Research Groups

Laboratory of Neuronal and Glial Physiology

[Kukley group]

Research

The major goal of our laboratory is to understand the mechanisms by which neurons and glial cells interact to support normal function of the nervous system, and to develop new strategies for manipulating neuron-glia signaling to promote repair during diseases. Our special interest is related to the cross-talk between neurons and myelinating glia. Myelination of neuronal axons is crucial for all functions of the nervous system as it ensures fast impulse propagation within neuronal networks and precise timing of neuronal signaling. Failure to complete developmental myelination successfully, or damage to myelin during adulthood leads to various diseases (including multiple sclerosis, neurodegenerative and mental disorders) and/or premature death of animals and humans.

Myelination in the central nervous system is performed by oligodendrocytes, which develop from oligodendrocyte precursor cells (OPCs). OPCs are extremely interesting cells because they are the only glial cells that receive true synaptic input from neurons, challenging the dogma that synaptic transmission exists only between neurons. OPCs rapidly react to injuries of the nervous system, but their behaviour can be very different depending on the pathological condition.

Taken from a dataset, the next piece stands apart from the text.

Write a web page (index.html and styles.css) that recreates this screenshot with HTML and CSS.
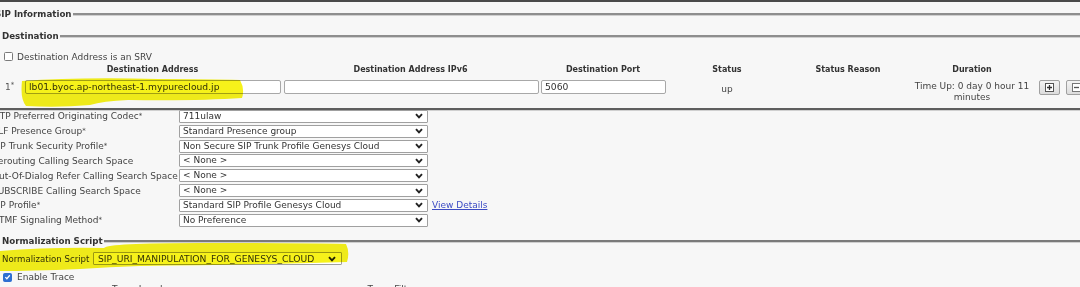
FILE: index.html
```html
<!DOCTYPE html>
<html>
<head>
<meta charset="utf-8">
<link rel="stylesheet" href="styles.css">
</head>
<body>
<div class="page">
  <div class="topbar"></div>
  <div class="legend legend-sip"><span class="lt">SIP Information</span><span class="lline"></span></div>
  <div class="legend legend-dest"><span class="lt">Destination</span><span class="lline"></span></div>
  <div class="srv"><span class="cb"></span><span>Destination Address is an SRV</span></div>
  <div class="dest">
    <div class="dh"></div>
    <div class="dh">Destination Address</div>
    <div class="dh">Destination Address IPv6</div>
    <div class="dh">Destination Port</div>
    <div class="dh">Status</div>
    <div class="dh">Status Reason</div>
    <div class="dh">Duration</div>
    <div class="dh"></div>

    <div class="dc num">1<sup>*</sup></div>
    <div class="dc"><div class="inp w1">lb01.byoc.ap-northeast-1.mypurecloud.jp</div></div>
    <div class="dc"><div class="inp w2"></div></div>
    <div class="dc"><div class="inp w3">5060</div></div>
    <div class="dc status">up</div>
    <div class="dc"></div>
    <div class="dc dur">Time Up: 0 day 0 hour 11<br>minutes</div>
    <div class="dc btns">
      <span class="btn"><svg width="9" height="9" viewBox="0 0 9 9"><rect x="0.5" y="0.5" width="8" height="8" fill="#fff" stroke="#555"/><path d="M4.5 2v5M2 4.5h5" stroke="#333" stroke-width="1.3"/></svg></span>
      <span class="btn"><svg width="9" height="9" viewBox="0 0 9 9"><rect x="0.5" y="0.5" width="8" height="8" fill="#fff" stroke="#777"/><path d="M2 4.5h5" stroke="#555" stroke-width="1.3"/></svg></span>
    </div>
  </div>
  <div class="rule"></div>
  <div class="fields">
    <div class="fl">MTP Preferred Originating Codec<sup>*</sup></div>
    <div class="fv"><div class="sel"><span>711ulaw</span><svg class="chev" width="8" height="6" viewBox="0 0 8 6"><path d="M1 1.2L4 4.4L7 1.2" fill="none" stroke="#222" stroke-width="1.9"/></svg></div></div>
    <div class="fl">BLF Presence Group<sup>*</sup></div>
    <div class="fv"><div class="sel"><span>Standard Presence group</span><svg class="chev" width="8" height="6" viewBox="0 0 8 6"><path d="M1 1.2L4 4.4L7 1.2" fill="none" stroke="#222" stroke-width="1.9"/></svg></div></div>
    <div class="fl">SIP Trunk Security Profile<sup>*</sup></div>
    <div class="fv"><div class="sel"><span>Non Secure SIP Trunk Profile Genesys Cloud</span><svg class="chev" width="8" height="6" viewBox="0 0 8 6"><path d="M1 1.2L4 4.4L7 1.2" fill="none" stroke="#222" stroke-width="1.9"/></svg></div></div>
    <div class="fl">Rerouting Calling Search Space</div>
    <div class="fv"><div class="sel"><span>&lt; None &gt;</span><svg class="chev" width="8" height="6" viewBox="0 0 8 6"><path d="M1 1.2L4 4.4L7 1.2" fill="none" stroke="#222" stroke-width="1.9"/></svg></div></div>
    <div class="fl">Out-Of-Dialog Refer Calling Search Space</div>
    <div class="fv"><div class="sel"><span>&lt; None &gt;</span><svg class="chev" width="8" height="6" viewBox="0 0 8 6"><path d="M1 1.2L4 4.4L7 1.2" fill="none" stroke="#222" stroke-width="1.9"/></svg></div></div>
    <div class="fl">SUBSCRIBE Calling Search Space</div>
    <div class="fv"><div class="sel"><span>&lt; None &gt;</span><svg class="chev" width="8" height="6" viewBox="0 0 8 6"><path d="M1 1.2L4 4.4L7 1.2" fill="none" stroke="#222" stroke-width="1.9"/></svg></div></div>
    <div class="fl">SIP Profile<sup>*</sup></div>
    <div class="fv"><div class="sel"><span>Standard SIP Profile Genesys Cloud</span><svg class="chev" width="8" height="6" viewBox="0 0 8 6"><path d="M1 1.2L4 4.4L7 1.2" fill="none" stroke="#222" stroke-width="1.9"/></svg></div><a class="link">View Details</a></div>
    <div class="fl">DTMF Signaling Method<sup>*</sup></div>
    <div class="fv"><div class="sel"><span>No Preference</span><svg class="chev" width="8" height="6" viewBox="0 0 8 6"><path d="M1 1.2L4 4.4L7 1.2" fill="none" stroke="#222" stroke-width="1.9"/></svg></div></div>
  </div>
  <div class="legend legend-norm"><span class="lt">Normalization Script</span><span class="lline"></span></div>
  <div class="norm">
    <span class="nl">Normalization Script</span>
    <div class="sel nsel"><span>SIP_URI_MANIPULATION_FOR_GENESYS_CLOUD</span><svg class="chev" width="8" height="6" viewBox="0 0 8 6"><path d="M1 1.2L4 4.4L7 1.2" fill="none" stroke="#222" stroke-width="1.9"/></svg></div>
  </div>
  <div class="trace"><span class="cb checked"><svg width="8" height="8" viewBox="0 0 8 8"><path d="M1.5 4.2L3.3 6L6.6 2" fill="none" stroke="#fff" stroke-width="1.4"/></svg></span><span>Enable Trace</span></div>
  <div class="cutrow"><span class="c1">Trace Level</span><span class="c2">Trace Filter</span></div>

  <svg class="hl hl1" width="240" height="40" viewBox="0 0 240 40"><path d="M4 4 Q60 0 140 2 Q190 2 222 3 Q227 12 224 21 Q180 24 110 23 Q85 24 72 28 Q40 31 8 29 Q2 22 4 4 Z" fill="#f6f21a"/></svg>
  <svg class="hl hl2" width="360" height="40" viewBox="0 0 360 40"><path d="M0 9 Q50 5 104 6 Q108 1 200 1 Q300 1 346 2 Q350 10 347 20 Q250 23 140 24 Q110 25 80 27 Q30 29 0 29 Z" fill="#f6f21a"/></svg>
</div>
</body>
</html>
```

FILE: styles.css
```css
html, body {
  margin: 0;
  padding: 0;
  background: #f7f7f7;
}
body {
  width: 1080px;
  height: 287px;
  overflow: hidden;
  font-family: "DejaVu Sans", Verdana, sans-serif;
  font-size: 9px;
  color: #444;
}
.page {
  position: relative;
  width: 1080px;
  height: 287px;
  overflow: hidden;
}
sup {
  font-size: 7px;
  line-height: 0;
  vertical-align: 3px;
}
.topbar {
  height: 2px;
  background: #4a4a4a;
}
.legend {
  display: flex;
  align-items: center;
  font-weight: bold;
  font-size: 8.7px;
  color: #333;
}
.legend .lt {
  white-space: nowrap;
  padding-right: 1px;
}
.legend .lline {
  flex: 1;
  height: 2px;
  background: #8e8e8e;
  border-bottom: 1px solid #cfcfcf;
}
.legend-sip {
  height: 24px;
  margin-left: -5px;
}
.legend-dest {
  height: 20px;
  margin-left: 2px;
}
.srv {
  height: 17px;
  margin-top: 2px;
  display: flex;
  align-items: center;
  gap: 4px;
  padding-left: 4px;
}
.cb {
  width: 7px;
  height: 7px;
  border: 1px solid #7a7a7a;
  border-radius: 1.5px;
  background: #fff;
  display: inline-flex;
  align-items: center;
  justify-content: center;
}
.cb.checked {
  background: #2e6fd2;
  border-color: #2e6fd2;
}
.dest {
  display: grid;
  grid-template-columns: 23px 259px 257px 128px 120px 122px 126px 50px;
  grid-template-rows: 10px 33px;
}
.dh {
  font-weight: bold;
  font-size: 8px;
  color: #333;
  text-align: center;
  line-height: 10px;
  white-space: nowrap;
}
.dc {
  padding-top: 5px;
}
.num {
  padding-top: 7px;
  padding-left: 5px;
  color: #555;
}
.inp {
  margin-left: 2px;
  height: 12px;
  border: 1px solid #a8a8a8;
  border-radius: 2px;
  background: #fff;
  line-height: 12px;
  padding-left: 3px;
  box-sizing: content-box;
  color: #333;
  font-size: 9.2px;
  white-space: nowrap;
  overflow: hidden;
}
.w1 { width: 251px; }
.w2 { width: 250px; }
.w3 { width: 120px; }
.status {
  text-align: center;
  padding-top: 9px;
}
.dur {
  text-align: center;
  line-height: 11px;
  padding-top: 6px;
  white-space: nowrap;
}
.btns {
  display: flex;
  gap: 6px;
  padding-left: 4px;
}
.btn {
  width: 19px;
  height: 13px;
  border: 1px solid #a0a0a0;
  border-radius: 2px;
  background: linear-gradient(#f4f4f4, #dcdcdc);
  display: inline-flex;
  align-items: center;
  justify-content: center;
  flex: none;
}
.rule {
  height: 2px;
  background: #5e5e5e;
  border-bottom: 1px solid #d0d0d0;
}
.fields {
  height: 121px;
  display: grid;
  grid-template-columns: 187px auto;
  grid-auto-rows: 14.85px;
  margin-left: -8px;
  margin-top: -2px;
}
.fl {
  display: flex;
  align-items: center;
  white-space: nowrap;
  color: #444;
}
.fv {
  display: flex;
  align-items: center;
  gap: 4px;
}
.sel {
  width: 240px;
  height: 11px;
  border: 1px solid #a0a0a0;
  border-radius: 1px;
  background: #fff;
  display: flex;
  align-items: center;
  justify-content: space-between;
  padding: 0 4px 0 3px;
  box-sizing: content-box;
  color: #333;
  white-space: nowrap;
  line-height: 11px;
}
.sel span {
  overflow: hidden;
}
.chev {
  flex: none;
}
.link {
  color: #3c4bc4;
  text-decoration: underline;
  white-space: nowrap;
}
.legend-norm {
  height: 22px;
  margin-left: 2px;
}
.legend-norm .lline {
  background: #7a7a7a;
}
.norm {
  height: 13px;
  display: flex;
  align-items: center;
  padding-left: 2px;
  gap: 3px;
}
.nl {
  white-space: nowrap;
  color: #333;
  font-size: 8.6px;
  width: 88px;
  flex: none;
}
.nsel {
  width: 238px;
  padding-left: 4px;
  padding-right: 5px;
  font-size: 9.2px;
}
.trace {
  margin-top: 4px;
  height: 16px;
  display: flex;
  align-items: center;
  gap: 5px;
  padding-left: 3px;
}
.cutrow {
  display: flex;
  height: 10px;
  line-height: 10px;
  margin-top: -1px;
}
.c1 { margin-left: 112px; }
.c2 { margin-left: 205px; }
.hl {
  position: absolute;
  mix-blend-mode: multiply;
  pointer-events: none;
}
.hl1 { left: 18px; top: 77px; }
.hl2 { left: 0px; top: 242px; }
```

In our current and future work, we aim to:

  1. Determine how different patterns of electrical activity in neurons affect behaviour of OPCs and which molecules mediate the effects of neuronal activity on OPCs;
  2. Explore new strategies for manipulating the activation status and the functions of OPCs in vivo using gene-therapy, optogenetic or chemogenetic approaches, with a goal to promote neuronal regeneration;
  3. Develop techniques for studying connectivity between neurons and myelinating cells, and to investigate how neuron-glia connectome is affected during aging and diseases.

People

Techniques

Our work relies on whole-cell patch-clamp recordings of neurons and glial cells in brain slices, flash-photolysis of caged compounds, optogenetics, viral gene delivery techniques in brain slices and in vivo, state-of-the-art imaging approaches, bioinformatics, and rodent models of demyelinating and neurodegenerative diseases.